╭──

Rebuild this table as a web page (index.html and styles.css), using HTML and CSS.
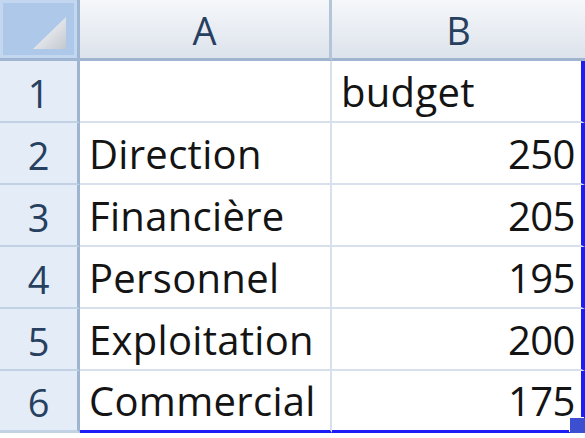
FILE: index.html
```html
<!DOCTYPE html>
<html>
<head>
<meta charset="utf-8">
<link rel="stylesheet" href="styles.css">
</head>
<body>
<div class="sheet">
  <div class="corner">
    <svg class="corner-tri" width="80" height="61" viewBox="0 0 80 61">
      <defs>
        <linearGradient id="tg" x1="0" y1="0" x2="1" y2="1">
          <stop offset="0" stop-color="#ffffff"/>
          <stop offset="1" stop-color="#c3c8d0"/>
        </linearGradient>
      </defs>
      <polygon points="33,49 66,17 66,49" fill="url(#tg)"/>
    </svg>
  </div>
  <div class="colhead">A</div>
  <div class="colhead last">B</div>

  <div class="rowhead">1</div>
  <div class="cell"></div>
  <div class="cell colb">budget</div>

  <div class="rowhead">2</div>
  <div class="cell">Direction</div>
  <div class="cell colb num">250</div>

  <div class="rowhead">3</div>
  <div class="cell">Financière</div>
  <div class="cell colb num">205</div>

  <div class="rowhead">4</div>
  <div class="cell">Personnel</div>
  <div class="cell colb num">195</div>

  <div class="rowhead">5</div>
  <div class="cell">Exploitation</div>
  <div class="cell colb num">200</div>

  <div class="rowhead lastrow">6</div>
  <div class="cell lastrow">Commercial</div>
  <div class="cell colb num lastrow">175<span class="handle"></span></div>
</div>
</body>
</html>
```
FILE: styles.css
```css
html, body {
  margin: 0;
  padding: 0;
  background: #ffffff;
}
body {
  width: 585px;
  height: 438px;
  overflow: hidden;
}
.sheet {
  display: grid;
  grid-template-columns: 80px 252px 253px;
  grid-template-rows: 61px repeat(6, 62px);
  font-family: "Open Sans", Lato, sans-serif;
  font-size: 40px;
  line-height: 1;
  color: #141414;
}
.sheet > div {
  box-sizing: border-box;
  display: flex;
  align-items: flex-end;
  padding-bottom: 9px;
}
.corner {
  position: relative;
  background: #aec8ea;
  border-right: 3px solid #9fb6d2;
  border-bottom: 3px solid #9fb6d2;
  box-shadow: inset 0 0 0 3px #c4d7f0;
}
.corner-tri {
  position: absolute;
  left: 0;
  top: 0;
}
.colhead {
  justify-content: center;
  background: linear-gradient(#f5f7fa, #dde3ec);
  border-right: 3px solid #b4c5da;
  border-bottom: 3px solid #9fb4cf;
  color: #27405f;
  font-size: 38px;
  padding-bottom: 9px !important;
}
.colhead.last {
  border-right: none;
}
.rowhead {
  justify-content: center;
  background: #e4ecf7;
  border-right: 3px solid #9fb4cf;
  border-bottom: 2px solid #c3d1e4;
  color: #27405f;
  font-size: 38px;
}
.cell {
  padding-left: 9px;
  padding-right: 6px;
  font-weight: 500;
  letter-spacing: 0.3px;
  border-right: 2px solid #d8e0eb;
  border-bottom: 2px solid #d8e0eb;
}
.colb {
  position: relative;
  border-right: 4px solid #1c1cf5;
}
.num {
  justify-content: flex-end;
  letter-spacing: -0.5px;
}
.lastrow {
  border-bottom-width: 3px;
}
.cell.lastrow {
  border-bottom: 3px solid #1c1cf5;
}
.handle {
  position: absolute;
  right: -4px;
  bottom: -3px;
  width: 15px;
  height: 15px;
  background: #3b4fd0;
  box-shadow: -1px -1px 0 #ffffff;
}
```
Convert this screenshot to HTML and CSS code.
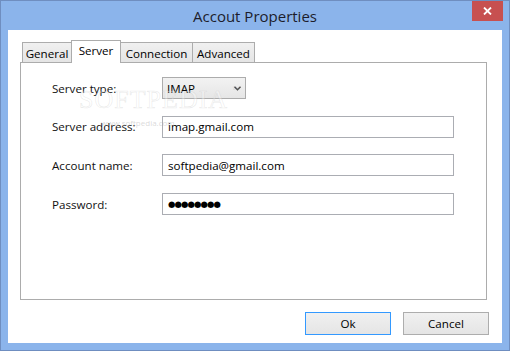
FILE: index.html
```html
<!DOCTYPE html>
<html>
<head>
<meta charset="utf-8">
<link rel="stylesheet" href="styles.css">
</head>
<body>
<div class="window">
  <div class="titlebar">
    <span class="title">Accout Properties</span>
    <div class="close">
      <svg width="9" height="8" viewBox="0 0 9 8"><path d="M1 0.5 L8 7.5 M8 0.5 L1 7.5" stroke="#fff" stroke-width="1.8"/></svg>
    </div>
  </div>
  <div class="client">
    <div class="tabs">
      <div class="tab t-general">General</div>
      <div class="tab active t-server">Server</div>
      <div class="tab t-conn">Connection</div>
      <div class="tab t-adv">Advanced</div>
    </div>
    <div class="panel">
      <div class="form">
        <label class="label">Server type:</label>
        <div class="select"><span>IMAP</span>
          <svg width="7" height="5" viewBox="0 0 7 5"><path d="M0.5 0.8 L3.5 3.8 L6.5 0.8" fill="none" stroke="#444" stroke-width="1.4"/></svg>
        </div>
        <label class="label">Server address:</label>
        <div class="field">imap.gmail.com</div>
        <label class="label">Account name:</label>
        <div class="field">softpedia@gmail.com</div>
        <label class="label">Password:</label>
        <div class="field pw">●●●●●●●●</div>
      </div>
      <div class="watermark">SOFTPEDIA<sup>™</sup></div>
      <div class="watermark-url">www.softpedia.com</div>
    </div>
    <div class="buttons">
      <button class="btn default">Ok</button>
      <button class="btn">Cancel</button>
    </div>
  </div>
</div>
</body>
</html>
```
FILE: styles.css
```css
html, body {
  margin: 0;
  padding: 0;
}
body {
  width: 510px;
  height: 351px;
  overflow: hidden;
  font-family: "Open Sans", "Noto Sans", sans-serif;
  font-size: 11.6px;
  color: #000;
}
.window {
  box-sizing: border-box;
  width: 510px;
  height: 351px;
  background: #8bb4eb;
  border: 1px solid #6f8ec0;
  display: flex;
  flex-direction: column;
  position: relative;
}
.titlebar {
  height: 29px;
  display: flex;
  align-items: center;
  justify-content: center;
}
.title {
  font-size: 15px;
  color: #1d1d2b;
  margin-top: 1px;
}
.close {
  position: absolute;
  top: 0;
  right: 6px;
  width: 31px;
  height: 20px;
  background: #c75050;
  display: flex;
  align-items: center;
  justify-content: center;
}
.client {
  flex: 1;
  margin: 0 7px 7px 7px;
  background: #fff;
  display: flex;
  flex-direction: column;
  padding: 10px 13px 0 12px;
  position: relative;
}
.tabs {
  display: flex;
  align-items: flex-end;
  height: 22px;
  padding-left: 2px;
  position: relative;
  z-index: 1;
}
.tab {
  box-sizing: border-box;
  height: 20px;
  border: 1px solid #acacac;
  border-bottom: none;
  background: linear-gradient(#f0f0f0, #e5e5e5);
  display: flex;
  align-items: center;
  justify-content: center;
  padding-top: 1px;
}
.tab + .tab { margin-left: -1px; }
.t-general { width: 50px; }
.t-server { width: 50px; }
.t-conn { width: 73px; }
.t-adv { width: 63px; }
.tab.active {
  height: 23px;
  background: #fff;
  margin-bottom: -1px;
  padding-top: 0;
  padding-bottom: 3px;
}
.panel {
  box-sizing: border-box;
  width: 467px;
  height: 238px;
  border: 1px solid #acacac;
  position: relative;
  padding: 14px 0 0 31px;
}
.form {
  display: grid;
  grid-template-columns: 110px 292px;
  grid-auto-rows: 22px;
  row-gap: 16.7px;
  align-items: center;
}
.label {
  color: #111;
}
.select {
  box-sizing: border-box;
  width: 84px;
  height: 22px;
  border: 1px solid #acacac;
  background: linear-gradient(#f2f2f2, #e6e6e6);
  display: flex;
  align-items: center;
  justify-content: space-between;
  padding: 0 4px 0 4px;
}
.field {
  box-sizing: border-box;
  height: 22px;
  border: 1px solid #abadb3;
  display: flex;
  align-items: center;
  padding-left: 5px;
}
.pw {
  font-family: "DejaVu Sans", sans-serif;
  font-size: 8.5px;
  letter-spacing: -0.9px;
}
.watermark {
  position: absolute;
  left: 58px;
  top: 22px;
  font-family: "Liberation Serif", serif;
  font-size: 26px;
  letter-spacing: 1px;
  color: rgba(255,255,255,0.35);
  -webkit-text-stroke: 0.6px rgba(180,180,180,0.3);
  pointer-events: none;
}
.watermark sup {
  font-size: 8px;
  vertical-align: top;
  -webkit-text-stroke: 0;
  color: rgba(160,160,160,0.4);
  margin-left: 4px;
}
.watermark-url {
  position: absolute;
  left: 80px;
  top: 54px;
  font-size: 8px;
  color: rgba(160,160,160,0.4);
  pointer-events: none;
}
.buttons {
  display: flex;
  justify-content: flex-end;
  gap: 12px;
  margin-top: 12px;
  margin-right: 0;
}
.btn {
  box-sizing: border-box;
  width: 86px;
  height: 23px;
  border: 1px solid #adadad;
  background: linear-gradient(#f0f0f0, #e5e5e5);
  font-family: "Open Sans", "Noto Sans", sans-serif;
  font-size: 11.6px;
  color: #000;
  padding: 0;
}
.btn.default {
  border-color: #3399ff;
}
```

╰──
╭──

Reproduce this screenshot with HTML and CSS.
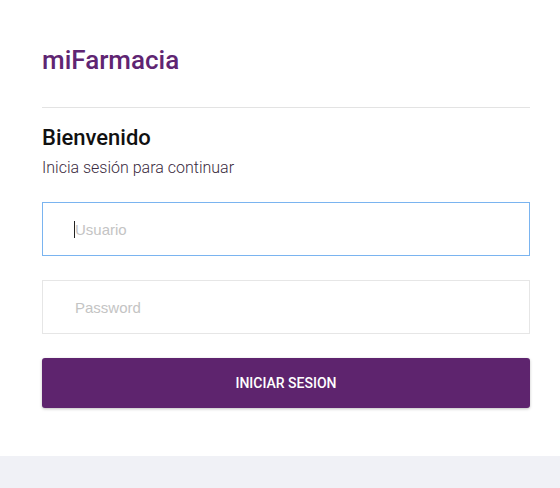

╰──

Locate all lines in the listing above with the word "this" and copy them.

Rebuild this table as a web page (index.html and styles.css), using HTML and CSS.
Convert this screenshot to HTML and CSS code.
Reproduce this screenshot with HTML and CSS.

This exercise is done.